--- BEGIN DATA BLOCK ---

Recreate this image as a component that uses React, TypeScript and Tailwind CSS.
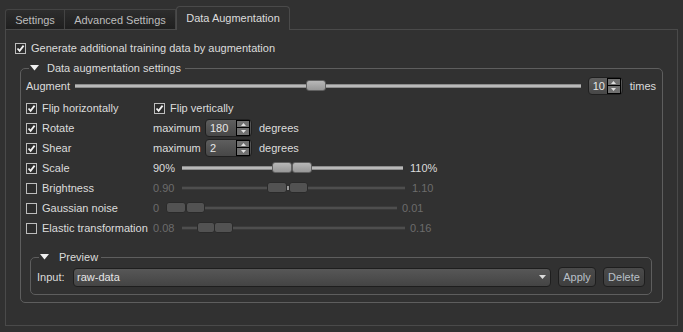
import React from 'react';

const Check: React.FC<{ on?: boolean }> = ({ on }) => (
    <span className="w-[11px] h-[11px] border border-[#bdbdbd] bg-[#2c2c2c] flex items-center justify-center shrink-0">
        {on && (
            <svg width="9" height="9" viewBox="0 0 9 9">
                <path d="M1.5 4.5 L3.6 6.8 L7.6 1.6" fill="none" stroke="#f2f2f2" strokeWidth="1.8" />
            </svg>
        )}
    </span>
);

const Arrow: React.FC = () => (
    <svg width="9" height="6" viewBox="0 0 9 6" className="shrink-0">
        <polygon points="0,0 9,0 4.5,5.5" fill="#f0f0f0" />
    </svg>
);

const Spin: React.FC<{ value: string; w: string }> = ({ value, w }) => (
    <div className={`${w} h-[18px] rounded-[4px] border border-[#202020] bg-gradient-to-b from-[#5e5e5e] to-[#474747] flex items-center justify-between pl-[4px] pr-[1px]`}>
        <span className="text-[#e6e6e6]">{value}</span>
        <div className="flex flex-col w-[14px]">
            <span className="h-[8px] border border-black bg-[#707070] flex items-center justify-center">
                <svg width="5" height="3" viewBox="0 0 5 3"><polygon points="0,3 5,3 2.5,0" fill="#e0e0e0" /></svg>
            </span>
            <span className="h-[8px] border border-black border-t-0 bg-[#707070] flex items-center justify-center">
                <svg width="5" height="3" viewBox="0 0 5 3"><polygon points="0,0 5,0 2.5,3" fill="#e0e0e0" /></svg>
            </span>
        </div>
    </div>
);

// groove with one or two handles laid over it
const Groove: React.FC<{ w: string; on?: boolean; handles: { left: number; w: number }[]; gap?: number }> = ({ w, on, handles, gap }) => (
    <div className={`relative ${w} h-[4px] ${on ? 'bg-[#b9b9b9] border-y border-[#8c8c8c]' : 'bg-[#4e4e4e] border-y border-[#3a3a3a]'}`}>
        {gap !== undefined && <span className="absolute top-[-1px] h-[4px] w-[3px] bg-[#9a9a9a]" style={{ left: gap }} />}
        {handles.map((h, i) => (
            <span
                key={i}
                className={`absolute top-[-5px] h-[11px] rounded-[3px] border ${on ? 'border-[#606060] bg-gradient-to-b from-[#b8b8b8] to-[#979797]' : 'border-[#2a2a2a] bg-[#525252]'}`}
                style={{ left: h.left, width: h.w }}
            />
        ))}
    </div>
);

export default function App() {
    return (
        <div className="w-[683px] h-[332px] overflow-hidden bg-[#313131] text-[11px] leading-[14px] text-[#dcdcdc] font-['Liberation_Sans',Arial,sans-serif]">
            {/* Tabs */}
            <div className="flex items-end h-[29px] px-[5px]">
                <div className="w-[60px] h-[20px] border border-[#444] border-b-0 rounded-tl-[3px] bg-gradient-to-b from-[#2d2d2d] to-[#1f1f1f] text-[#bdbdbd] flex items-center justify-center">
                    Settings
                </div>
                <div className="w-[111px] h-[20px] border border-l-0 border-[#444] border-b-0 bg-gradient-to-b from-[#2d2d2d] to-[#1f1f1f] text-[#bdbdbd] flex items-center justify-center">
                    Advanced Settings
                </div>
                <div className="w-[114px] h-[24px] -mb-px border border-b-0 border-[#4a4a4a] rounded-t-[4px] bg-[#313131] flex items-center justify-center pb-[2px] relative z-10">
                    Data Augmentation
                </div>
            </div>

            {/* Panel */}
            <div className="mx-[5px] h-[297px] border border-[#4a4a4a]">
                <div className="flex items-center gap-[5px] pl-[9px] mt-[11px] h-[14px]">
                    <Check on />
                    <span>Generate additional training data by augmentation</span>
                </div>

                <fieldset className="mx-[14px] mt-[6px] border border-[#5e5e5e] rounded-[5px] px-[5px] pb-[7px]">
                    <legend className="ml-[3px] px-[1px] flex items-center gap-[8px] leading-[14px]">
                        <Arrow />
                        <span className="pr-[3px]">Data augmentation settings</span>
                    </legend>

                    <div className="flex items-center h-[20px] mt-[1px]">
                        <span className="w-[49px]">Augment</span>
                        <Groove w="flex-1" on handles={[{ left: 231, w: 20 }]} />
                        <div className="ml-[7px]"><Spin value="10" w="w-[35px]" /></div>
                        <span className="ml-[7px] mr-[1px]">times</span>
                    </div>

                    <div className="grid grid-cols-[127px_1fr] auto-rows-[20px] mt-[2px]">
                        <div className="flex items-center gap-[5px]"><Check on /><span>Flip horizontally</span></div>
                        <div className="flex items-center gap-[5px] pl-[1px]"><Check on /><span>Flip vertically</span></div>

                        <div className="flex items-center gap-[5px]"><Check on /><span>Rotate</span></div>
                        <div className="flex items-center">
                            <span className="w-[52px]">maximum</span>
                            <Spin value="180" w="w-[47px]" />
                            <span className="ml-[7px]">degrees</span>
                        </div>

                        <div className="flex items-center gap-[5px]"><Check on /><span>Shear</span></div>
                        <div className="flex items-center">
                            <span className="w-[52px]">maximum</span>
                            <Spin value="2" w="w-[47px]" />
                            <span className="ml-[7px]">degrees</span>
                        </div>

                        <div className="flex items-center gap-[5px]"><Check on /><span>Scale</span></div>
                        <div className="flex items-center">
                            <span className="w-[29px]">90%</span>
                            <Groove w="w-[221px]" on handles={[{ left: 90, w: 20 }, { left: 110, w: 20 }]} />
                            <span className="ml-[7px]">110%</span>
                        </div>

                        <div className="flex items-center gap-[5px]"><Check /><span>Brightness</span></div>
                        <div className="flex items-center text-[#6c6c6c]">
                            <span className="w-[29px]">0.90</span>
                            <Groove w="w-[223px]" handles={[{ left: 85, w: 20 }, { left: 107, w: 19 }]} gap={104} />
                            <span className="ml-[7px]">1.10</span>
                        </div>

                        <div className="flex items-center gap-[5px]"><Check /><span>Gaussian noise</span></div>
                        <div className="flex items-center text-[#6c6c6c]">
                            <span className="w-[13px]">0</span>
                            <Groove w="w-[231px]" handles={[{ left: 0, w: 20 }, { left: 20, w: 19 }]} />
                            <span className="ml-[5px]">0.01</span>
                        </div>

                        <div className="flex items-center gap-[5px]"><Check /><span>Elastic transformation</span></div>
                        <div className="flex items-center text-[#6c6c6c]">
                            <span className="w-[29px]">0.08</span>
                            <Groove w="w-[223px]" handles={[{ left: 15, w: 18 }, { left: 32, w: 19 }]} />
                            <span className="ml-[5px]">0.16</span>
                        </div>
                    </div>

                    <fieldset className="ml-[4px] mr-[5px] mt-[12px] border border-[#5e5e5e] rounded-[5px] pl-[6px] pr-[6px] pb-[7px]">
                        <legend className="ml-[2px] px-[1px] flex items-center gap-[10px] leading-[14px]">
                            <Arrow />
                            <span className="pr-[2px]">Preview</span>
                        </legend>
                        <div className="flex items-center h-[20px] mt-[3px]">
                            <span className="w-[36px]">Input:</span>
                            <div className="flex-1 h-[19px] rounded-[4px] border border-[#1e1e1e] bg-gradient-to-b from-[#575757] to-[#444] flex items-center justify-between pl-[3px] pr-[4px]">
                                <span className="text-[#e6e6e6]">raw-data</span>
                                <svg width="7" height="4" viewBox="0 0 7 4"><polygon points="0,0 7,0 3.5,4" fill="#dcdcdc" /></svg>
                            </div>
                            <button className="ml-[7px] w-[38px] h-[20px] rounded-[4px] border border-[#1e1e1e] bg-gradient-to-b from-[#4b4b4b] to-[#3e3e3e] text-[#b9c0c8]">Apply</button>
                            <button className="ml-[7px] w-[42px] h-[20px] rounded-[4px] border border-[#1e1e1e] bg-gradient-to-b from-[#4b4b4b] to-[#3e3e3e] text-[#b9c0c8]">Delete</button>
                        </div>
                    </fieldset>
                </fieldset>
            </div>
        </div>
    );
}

--- END DATA BLOCK ---

(WHAT TO WORK ON) Write out again, exactly, the lines from the start of the listing up to the line containing "import React from 'react';", with both ends and without pictures.

(SOLUTION TO THIS PROBLEM)
Recreate this image as a component that uses React, TypeScript and Tailwind CSS.
import React from 'react';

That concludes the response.